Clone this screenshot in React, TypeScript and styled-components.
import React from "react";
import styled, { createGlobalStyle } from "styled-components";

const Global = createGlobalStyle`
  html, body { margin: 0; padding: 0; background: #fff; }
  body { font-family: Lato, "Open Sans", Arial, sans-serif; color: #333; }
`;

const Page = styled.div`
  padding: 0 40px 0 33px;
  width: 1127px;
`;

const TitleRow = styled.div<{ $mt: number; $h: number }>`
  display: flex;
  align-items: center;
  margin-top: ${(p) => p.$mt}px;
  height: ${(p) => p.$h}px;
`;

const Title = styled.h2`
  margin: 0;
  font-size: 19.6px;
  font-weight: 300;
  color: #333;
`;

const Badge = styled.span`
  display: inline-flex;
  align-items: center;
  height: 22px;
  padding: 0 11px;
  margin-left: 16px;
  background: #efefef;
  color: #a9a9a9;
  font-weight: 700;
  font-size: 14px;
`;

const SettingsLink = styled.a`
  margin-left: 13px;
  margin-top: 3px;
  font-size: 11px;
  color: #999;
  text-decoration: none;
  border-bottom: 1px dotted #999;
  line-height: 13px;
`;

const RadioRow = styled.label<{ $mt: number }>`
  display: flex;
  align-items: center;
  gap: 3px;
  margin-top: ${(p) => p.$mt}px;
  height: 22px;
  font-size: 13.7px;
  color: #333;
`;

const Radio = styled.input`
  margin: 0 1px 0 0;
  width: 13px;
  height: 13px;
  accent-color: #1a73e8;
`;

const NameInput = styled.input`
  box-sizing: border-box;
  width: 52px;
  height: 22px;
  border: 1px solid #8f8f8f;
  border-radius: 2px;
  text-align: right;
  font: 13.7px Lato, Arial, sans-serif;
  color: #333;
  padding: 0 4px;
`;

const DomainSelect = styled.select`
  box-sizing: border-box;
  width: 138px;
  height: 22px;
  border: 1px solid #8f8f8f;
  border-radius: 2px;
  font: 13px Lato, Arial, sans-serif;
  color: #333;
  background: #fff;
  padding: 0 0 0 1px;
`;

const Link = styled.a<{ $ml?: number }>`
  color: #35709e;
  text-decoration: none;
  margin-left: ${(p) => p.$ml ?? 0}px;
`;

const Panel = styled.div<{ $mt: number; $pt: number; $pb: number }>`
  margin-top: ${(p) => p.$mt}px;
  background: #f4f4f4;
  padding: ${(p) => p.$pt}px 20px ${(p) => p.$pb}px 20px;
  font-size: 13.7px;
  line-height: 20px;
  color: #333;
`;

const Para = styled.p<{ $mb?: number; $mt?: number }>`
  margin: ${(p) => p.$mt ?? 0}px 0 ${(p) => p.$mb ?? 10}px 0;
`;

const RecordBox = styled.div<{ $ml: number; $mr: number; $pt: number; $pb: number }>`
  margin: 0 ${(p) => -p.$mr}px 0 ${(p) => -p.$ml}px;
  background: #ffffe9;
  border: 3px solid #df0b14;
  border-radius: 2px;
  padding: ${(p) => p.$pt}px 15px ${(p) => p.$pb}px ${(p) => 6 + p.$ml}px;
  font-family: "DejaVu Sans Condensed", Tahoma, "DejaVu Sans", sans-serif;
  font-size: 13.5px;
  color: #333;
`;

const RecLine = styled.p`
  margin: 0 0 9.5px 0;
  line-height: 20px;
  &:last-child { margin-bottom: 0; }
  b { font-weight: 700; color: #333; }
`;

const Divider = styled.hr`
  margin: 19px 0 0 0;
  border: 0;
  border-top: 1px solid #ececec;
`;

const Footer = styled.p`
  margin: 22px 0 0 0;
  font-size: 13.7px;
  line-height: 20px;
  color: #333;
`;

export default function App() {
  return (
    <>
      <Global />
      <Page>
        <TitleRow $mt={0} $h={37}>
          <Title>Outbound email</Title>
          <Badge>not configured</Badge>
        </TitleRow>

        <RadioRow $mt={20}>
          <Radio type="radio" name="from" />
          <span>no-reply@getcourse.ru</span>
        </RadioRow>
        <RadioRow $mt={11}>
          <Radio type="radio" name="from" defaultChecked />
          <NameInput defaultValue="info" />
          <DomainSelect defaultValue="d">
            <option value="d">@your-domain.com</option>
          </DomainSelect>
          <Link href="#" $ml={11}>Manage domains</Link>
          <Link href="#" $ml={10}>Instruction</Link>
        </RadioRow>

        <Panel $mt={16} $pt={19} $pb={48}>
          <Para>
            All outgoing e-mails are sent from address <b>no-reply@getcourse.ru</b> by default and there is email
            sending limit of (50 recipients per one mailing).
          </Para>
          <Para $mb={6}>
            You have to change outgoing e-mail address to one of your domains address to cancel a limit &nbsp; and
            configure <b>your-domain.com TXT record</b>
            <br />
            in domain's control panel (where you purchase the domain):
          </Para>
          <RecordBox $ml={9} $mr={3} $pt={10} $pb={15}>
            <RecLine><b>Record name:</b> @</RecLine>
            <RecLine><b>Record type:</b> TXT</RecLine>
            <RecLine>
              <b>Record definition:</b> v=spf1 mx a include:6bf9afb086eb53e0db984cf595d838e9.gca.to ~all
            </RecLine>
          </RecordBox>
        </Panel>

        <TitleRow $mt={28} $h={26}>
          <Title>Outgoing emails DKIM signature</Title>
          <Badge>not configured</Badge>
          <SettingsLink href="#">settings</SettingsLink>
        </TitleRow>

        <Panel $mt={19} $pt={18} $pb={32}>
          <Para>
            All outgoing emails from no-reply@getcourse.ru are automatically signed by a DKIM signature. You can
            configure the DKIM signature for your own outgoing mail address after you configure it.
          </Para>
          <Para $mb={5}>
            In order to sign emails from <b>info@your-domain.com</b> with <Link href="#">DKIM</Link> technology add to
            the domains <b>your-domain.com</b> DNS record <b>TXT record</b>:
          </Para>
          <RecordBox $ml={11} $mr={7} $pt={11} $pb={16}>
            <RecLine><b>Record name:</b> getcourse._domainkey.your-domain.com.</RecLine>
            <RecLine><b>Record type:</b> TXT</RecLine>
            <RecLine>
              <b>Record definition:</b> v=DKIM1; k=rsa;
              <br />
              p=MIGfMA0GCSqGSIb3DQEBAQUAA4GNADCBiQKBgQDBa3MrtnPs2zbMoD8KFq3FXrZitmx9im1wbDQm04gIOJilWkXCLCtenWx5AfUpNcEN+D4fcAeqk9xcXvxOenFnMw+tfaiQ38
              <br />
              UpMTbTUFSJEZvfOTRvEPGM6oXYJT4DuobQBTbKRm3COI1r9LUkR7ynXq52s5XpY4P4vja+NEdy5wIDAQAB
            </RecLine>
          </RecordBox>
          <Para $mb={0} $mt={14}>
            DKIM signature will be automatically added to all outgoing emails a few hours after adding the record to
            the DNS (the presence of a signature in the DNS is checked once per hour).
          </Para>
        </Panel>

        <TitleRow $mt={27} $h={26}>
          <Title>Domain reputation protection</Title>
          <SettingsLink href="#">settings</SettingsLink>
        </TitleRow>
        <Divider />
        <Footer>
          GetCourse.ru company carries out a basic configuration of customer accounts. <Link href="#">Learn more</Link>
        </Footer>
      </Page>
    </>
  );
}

+-------+

■ **Job**: Your task is to repeat the data exactly, with nothing left out.

■ **Worked answer**:
Clone this screenshot in React, TypeScript and styled-components.
import React from "react";
import styled, { createGlobalStyle } from "styled-components";

const Global = createGlobalStyle`
  html, body { margin: 0; padding: 0; background: #fff; }
  body { font-family: Lato, "Open Sans", Arial, sans-serif; color: #333; }
`;

const Page = styled.div`
  padding: 0 40px 0 33px;
  width: 1127px;
`;

const TitleRow = styled.div<{ $mt: number; $h: number }>`
  display: flex;
  align-items: center;
  margin-top: ${(p) => p.$mt}px;
  height: ${(p) => p.$h}px;
`;

const Title = styled.h2`
  margin: 0;
  font-size: 19.6px;
  font-weight: 300;
  color: #333;
`;

const Badge = styled.span`
  display: inline-flex;
  align-items: center;
  height: 22px;
  padding: 0 11px;
  margin-left: 16px;
  background: #efefef;
  color: #a9a9a9;
  font-weight: 700;
  font-size: 14px;
`;

const SettingsLink = styled.a`
  margin-left: 13px;
  margin-top: 3px;
  font-size: 11px;
  color: #999;
  text-decoration: none;
  border-bottom: 1px dotted #999;
  line-height: 13px;
`;

const RadioRow = styled.label<{ $mt: number }>`
  display: flex;
  align-items: center;
  gap: 3px;
  margin-top: ${(p) => p.$mt}px;
  height: 22px;
  font-size: 13.7px;
  color: #333;
`;

const Radio = styled.input`
  margin: 0 1px 0 0;
  width: 13px;
  height: 13px;
  accent-color: #1a73e8;
`;

const NameInput = styled.input`
  box-sizing: border-box;
  width: 52px;
  height: 22px;
  border: 1px solid #8f8f8f;
  border-radius: 2px;
  text-align: right;
  font: 13.7px Lato, Arial, sans-serif;
  color: #333;
  padding: 0 4px;
`;

const DomainSelect = styled.select`
  box-sizing: border-box;
  width: 138px;
  height: 22px;
  border: 1px solid #8f8f8f;
  border-radius: 2px;
  font: 13px Lato, Arial, sans-serif;
  color: #333;
  background: #fff;
  padding: 0 0 0 1px;
`;

const Link = styled.a<{ $ml?: number }>`
  color: #35709e;
  text-decoration: none;
  margin-left: ${(p) => p.$ml ?? 0}px;
`;

const Panel = styled.div<{ $mt: number; $pt: number; $pb: number }>`
  margin-top: ${(p) => p.$mt}px;
  background: #f4f4f4;
  padding: ${(p) => p.$pt}px 20px ${(p) => p.$pb}px 20px;
  font-size: 13.7px;
  line-height: 20px;
  color: #333;
`;

const Para = styled.p<{ $mb?: number; $mt?: number }>`
  margin: ${(p) => p.$mt ?? 0}px 0 ${(p) => p.$mb ?? 10}px 0;
`;

const RecordBox = styled.div<{ $ml: number; $mr: number; $pt: number; $pb: number }>`
  margin: 0 ${(p) => -p.$mr}px 0 ${(p) => -p.$ml}px;
  background: #ffffe9;
  border: 3px solid #df0b14;
  border-radius: 2px;
  padding: ${(p) => p.$pt}px 15px ${(p) => p.$pb}px ${(p) => 6 + p.$ml}px;
  font-family: "DejaVu Sans Condensed", Tahoma, "DejaVu Sans", sans-serif;
  font-size: 13.5px;
  color: #333;
`;

const RecLine = styled.p`
  margin: 0 0 9.5px 0;
  line-height: 20px;
  &:last-child { margin-bottom: 0; }
  b { font-weight: 700; color: #333; }
`;

const Divider = styled.hr`
  margin: 19px 0 0 0;
  border: 0;
  border-top: 1px solid #ececec;
`;

const Footer = styled.p`
  margin: 22px 0 0 0;
  font-size: 13.7px;
  line-height: 20px;
  color: #333;
`;

export default function App() {
  return (
    <>
      <Global />
      <Page>
        <TitleRow $mt={0} $h={37}>
          <Title>Outbound email</Title>
          <Badge>not configured</Badge>
        </TitleRow>

        <RadioRow $mt={20}>
          <Radio type="radio" name="from" />
          <span>no-reply@getcourse.ru</span>
        </RadioRow>
        <RadioRow $mt={11}>
          <Radio type="radio" name="from" defaultChecked />
          <NameInput defaultValue="info" />
          <DomainSelect defaultValue="d">
            <option value="d">@your-domain.com</option>
          </DomainSelect>
          <Link href="#" $ml={11}>Manage domains</Link>
          <Link href="#" $ml={10}>Instruction</Link>
        </RadioRow>

        <Panel $mt={16} $pt={19} $pb={48}>
          <Para>
            All outgoing e-mails are sent from address <b>no-reply@getcourse.ru</b> by default and there is email
            sending limit of (50 recipients per one mailing).
          </Para>
          <Para $mb={6}>
            You have to change outgoing e-mail address to one of your domains address to cancel a limit &nbsp; and
            configure <b>your-domain.com TXT record</b>
            <br />
            in domain's control panel (where you purchase the domain):
          </Para>
          <RecordBox $ml={9} $mr={3} $pt={10} $pb={15}>
            <RecLine><b>Record name:</b> @</RecLine>
            <RecLine><b>Record type:</b> TXT</RecLine>
            <RecLine>
              <b>Record definition:</b> v=spf1 mx a include:6bf9afb086eb53e0db984cf595d838e9.gca.to ~all
            </RecLine>
          </RecordBox>
        </Panel>

        <TitleRow $mt={28} $h={26}>
          <Title>Outgoing emails DKIM signature</Title>
          <Badge>not configured</Badge>
          <SettingsLink href="#">settings</SettingsLink>
        </TitleRow>

        <Panel $mt={19} $pt={18} $pb={32}>
          <Para>
            All outgoing emails from no-reply@getcourse.ru are automatically signed by a DKIM signature. You can
            configure the DKIM signature for your own outgoing mail address after you configure it.
          </Para>
          <Para $mb={5}>
            In order to sign emails from <b>info@your-domain.com</b> with <Link href="#">DKIM</Link> technology add to
            the domains <b>your-domain.com</b> DNS record <b>TXT record</b>:
          </Para>
          <RecordBox $ml={11} $mr={7} $pt={11} $pb={16}>
            <RecLine><b>Record name:</b> getcourse._domainkey.your-domain.com.</RecLine>
            <RecLine><b>Record type:</b> TXT</RecLine>
            <RecLine>
              <b>Record definition:</b> v=DKIM1; k=rsa;
              <br />
              p=MIGfMA0GCSqGSIb3DQEBAQUAA4GNADCBiQKBgQDBa3MrtnPs2zbMoD8KFq3FXrZitmx9im1wbDQm04gIOJilWkXCLCtenWx5AfUpNcEN+D4fcAeqk9xcXvxOenFnMw+tfaiQ38
              <br />
              UpMTbTUFSJEZvfOTRvEPGM6oXYJT4DuobQBTbKRm3COI1r9LUkR7ynXq52s5XpY4P4vja+NEdy5wIDAQAB
            </RecLine>
          </RecordBox>
          <Para $mb={0} $mt={14}>
            DKIM signature will be automatically added to all outgoing emails a few hours after adding the record to
            the DNS (the presence of a signature in the DNS is checked once per hour).
          </Para>
        </Panel>

        <TitleRow $mt={27} $h={26}>
          <Title>Domain reputation protection</Title>
          <SettingsLink href="#">settings</SettingsLink>
        </TitleRow>
        <Divider />
        <Footer>
          GetCourse.ru company carries out a basic configuration of customer accounts. <Link href="#">Learn more</Link>
        </Footer>
      </Page>
    </>
  );
}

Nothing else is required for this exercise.